I live in a neighborhood that has more horses than people, and our emergency call tree will usually get the first shooter to a location within minutes.
Along these lines, I read in a (now deleted) YouTube post that ranchers down south developed a similar system, and that hog hunters with pit bulls never have to wonder what happened when they find their busted tracking collars hanging on a fence post. (ha!)
| 4/27/2008 2:52 PM |
I had a friend who told me how she was attacked while riding with a friend through conservation land; a pit bull came out of no where and attacked both horses. We are not talking ponies, she had a huge warmblood. The dog latched onto the horses chest and hung on while the horse reared.
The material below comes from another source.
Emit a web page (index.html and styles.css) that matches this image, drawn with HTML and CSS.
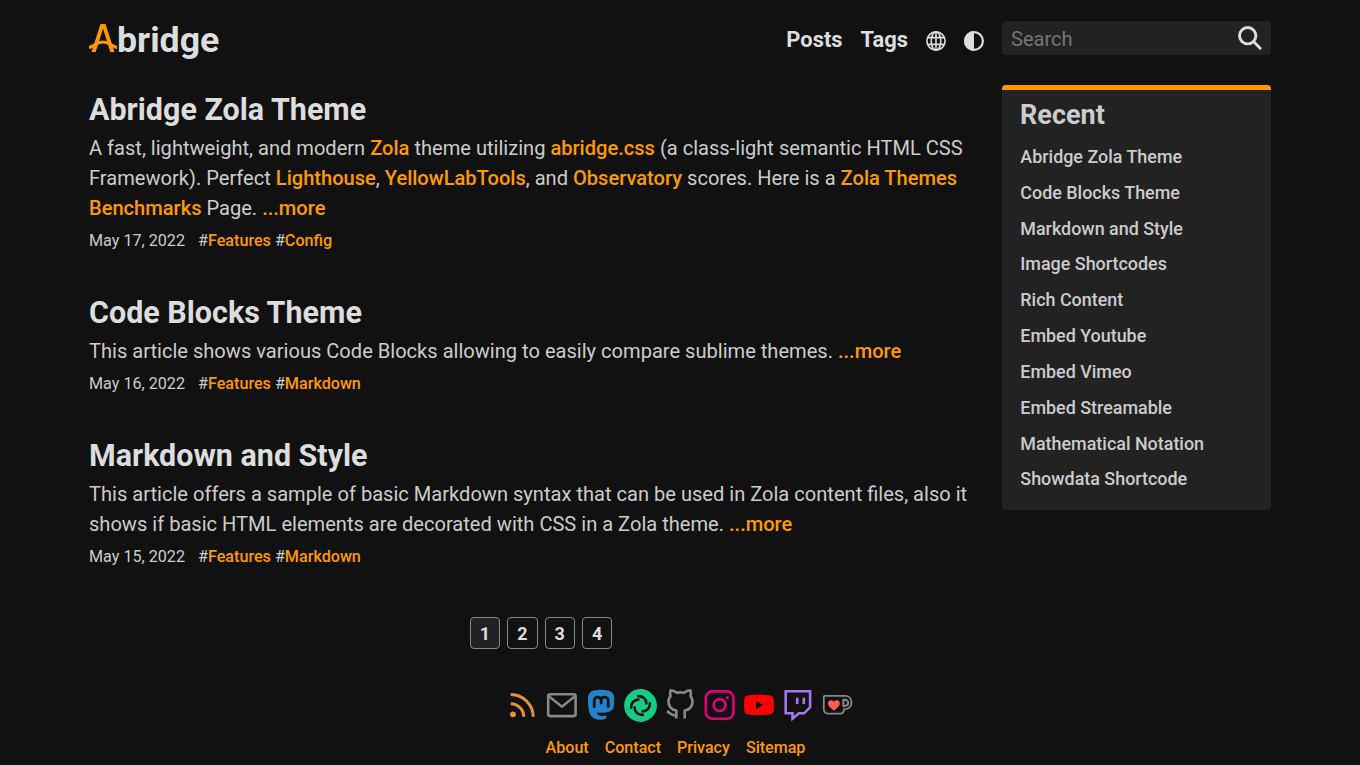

She said it was terrifying.
A large horse is fairly well equipped to take on a dog...a dog-aggressive horse can kill a dog. But a pit bull is a whole different story; they will not quit.
I just wish all these different groups...the horse folks, ranchers, farmers, child protection agencies, first responders, victims of pit bull attacks, dog-lovers who have lost dogs to pit bull attacks, elder advocates...would all stand together and demand regulation of these animals.